◆ **RECORD EXCERPTS**:
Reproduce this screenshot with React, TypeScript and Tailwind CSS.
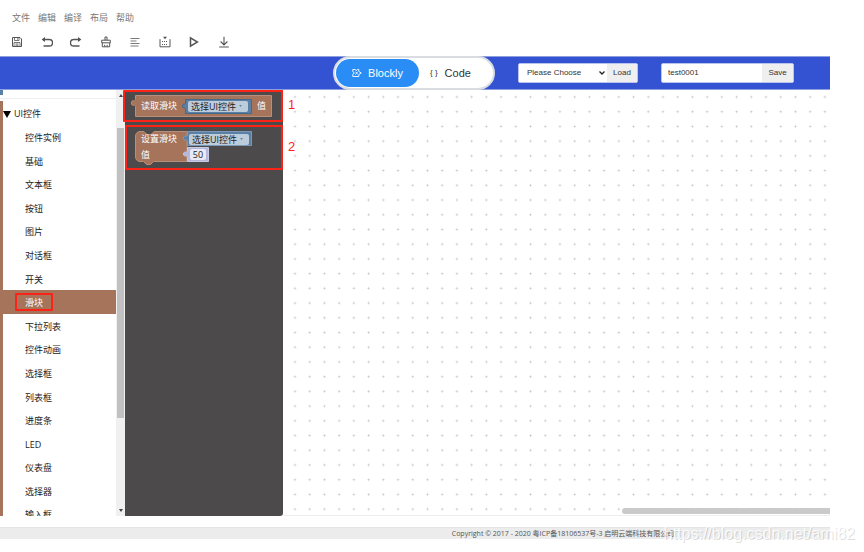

==

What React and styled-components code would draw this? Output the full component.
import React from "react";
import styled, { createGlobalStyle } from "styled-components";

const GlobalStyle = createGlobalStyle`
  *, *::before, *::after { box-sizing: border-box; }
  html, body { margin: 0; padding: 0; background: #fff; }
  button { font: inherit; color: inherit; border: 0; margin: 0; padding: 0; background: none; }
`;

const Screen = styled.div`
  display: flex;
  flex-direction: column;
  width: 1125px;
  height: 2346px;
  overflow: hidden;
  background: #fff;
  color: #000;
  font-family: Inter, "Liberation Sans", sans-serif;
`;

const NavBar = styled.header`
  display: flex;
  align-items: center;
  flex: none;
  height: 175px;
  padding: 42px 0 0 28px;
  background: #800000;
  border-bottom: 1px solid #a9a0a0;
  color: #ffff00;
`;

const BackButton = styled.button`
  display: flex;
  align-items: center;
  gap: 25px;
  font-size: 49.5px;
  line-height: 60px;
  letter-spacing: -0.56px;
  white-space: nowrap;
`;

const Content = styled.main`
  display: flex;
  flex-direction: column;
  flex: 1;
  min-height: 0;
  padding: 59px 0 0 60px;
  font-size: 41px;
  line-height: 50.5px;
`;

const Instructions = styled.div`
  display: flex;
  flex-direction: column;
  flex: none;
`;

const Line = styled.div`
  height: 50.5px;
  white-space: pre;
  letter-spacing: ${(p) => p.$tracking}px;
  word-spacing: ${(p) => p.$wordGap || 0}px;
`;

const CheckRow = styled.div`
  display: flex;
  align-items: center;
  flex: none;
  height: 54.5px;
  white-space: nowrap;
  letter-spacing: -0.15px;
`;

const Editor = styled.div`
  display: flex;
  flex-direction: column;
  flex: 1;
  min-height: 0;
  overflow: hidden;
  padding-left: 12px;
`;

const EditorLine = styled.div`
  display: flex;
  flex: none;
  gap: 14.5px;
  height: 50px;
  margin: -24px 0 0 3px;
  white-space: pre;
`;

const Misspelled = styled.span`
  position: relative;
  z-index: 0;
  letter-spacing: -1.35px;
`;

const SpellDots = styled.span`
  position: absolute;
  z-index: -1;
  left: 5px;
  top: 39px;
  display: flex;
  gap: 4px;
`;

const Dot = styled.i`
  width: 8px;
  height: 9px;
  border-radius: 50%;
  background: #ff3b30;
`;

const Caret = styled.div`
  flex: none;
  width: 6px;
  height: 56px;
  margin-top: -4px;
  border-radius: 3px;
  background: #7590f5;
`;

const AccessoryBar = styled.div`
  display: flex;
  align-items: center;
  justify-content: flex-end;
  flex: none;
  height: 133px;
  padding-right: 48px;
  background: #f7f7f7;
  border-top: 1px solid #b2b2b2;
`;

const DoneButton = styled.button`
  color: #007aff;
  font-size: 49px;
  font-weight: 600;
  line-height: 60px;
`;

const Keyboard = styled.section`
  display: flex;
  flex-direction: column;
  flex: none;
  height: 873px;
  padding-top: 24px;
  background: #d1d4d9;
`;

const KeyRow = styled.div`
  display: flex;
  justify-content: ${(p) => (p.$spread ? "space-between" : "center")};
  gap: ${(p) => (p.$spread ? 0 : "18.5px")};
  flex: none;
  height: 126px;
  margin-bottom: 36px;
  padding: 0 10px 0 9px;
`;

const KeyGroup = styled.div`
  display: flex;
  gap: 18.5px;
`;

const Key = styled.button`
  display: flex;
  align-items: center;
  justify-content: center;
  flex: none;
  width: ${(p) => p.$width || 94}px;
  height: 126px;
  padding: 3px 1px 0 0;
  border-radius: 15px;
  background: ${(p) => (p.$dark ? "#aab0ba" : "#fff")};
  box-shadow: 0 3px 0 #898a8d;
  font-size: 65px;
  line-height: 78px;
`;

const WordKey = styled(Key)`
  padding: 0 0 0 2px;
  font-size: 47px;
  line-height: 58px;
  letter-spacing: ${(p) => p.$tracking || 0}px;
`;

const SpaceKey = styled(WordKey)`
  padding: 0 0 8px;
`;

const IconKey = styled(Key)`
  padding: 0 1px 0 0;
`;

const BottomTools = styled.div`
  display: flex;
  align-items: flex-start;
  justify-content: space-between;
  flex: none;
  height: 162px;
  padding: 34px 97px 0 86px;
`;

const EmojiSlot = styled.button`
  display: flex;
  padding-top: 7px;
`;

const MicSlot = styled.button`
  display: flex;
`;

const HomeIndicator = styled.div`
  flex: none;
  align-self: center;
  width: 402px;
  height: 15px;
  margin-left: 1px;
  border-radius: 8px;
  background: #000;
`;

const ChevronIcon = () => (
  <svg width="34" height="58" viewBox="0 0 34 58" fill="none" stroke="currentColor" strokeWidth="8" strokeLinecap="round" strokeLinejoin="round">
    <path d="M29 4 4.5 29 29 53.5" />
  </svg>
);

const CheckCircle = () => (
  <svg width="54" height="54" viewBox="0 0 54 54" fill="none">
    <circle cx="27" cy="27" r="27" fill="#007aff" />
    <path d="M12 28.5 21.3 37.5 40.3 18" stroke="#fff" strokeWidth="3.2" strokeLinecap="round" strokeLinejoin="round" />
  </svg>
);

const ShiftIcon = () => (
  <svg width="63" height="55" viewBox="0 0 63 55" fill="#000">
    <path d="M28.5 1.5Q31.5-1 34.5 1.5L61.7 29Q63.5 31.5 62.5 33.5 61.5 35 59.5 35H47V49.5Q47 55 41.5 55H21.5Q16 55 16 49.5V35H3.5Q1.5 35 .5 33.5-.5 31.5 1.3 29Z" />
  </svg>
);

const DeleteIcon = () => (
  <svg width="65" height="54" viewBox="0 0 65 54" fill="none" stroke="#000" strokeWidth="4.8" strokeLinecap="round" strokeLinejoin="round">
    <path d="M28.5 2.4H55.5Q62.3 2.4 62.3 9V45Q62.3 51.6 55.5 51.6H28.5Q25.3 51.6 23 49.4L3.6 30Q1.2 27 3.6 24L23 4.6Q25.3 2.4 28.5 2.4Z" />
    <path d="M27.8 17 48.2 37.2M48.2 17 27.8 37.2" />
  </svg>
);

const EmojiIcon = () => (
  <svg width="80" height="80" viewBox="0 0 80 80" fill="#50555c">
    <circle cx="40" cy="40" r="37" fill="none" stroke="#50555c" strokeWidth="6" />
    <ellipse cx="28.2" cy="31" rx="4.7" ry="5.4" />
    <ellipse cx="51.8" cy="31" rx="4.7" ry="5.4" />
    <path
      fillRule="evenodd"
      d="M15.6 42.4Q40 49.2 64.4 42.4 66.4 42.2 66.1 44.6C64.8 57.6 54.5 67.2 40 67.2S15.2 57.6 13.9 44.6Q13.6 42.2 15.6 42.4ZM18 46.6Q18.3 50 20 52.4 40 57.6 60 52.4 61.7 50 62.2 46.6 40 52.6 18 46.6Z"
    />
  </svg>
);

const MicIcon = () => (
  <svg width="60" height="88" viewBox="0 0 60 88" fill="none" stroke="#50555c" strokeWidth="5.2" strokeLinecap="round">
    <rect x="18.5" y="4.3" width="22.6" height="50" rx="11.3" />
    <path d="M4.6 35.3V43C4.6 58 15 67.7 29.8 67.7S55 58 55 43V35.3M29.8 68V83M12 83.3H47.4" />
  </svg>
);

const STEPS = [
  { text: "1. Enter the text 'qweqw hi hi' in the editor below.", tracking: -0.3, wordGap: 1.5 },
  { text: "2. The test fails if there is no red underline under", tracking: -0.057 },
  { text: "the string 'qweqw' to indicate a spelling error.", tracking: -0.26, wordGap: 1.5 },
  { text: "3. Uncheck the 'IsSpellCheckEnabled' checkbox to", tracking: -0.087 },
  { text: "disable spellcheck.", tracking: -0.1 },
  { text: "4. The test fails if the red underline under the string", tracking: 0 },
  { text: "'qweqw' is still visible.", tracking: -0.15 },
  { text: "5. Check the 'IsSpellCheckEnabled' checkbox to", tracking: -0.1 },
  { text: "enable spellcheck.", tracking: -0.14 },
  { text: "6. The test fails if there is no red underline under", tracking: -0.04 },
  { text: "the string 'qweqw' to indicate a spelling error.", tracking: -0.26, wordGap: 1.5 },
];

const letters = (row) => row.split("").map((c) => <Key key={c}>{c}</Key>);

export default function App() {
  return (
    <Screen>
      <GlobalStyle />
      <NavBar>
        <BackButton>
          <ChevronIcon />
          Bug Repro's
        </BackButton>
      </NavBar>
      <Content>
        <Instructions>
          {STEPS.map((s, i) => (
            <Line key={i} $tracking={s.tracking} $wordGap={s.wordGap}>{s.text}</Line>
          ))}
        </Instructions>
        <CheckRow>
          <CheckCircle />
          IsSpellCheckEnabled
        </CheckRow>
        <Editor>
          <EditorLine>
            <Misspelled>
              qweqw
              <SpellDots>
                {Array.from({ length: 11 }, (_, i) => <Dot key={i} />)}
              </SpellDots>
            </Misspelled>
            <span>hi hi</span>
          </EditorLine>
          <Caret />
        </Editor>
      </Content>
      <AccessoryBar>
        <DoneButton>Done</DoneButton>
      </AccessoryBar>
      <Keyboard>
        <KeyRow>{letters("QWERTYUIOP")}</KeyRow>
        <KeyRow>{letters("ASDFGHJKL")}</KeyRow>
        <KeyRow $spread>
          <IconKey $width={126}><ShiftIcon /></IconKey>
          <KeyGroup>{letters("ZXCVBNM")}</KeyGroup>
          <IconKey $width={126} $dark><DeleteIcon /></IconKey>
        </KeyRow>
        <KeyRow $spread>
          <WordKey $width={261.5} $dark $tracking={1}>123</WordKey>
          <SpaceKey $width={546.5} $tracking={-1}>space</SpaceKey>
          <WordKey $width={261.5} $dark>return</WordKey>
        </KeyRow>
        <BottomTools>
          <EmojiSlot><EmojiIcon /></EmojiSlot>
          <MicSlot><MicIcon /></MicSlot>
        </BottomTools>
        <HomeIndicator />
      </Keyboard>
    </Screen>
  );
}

◆ **THE REQUEST**:
Give only the number of lines in the entries above that hold the string "this".

◆ **EXERCISE OUTPUT**:
2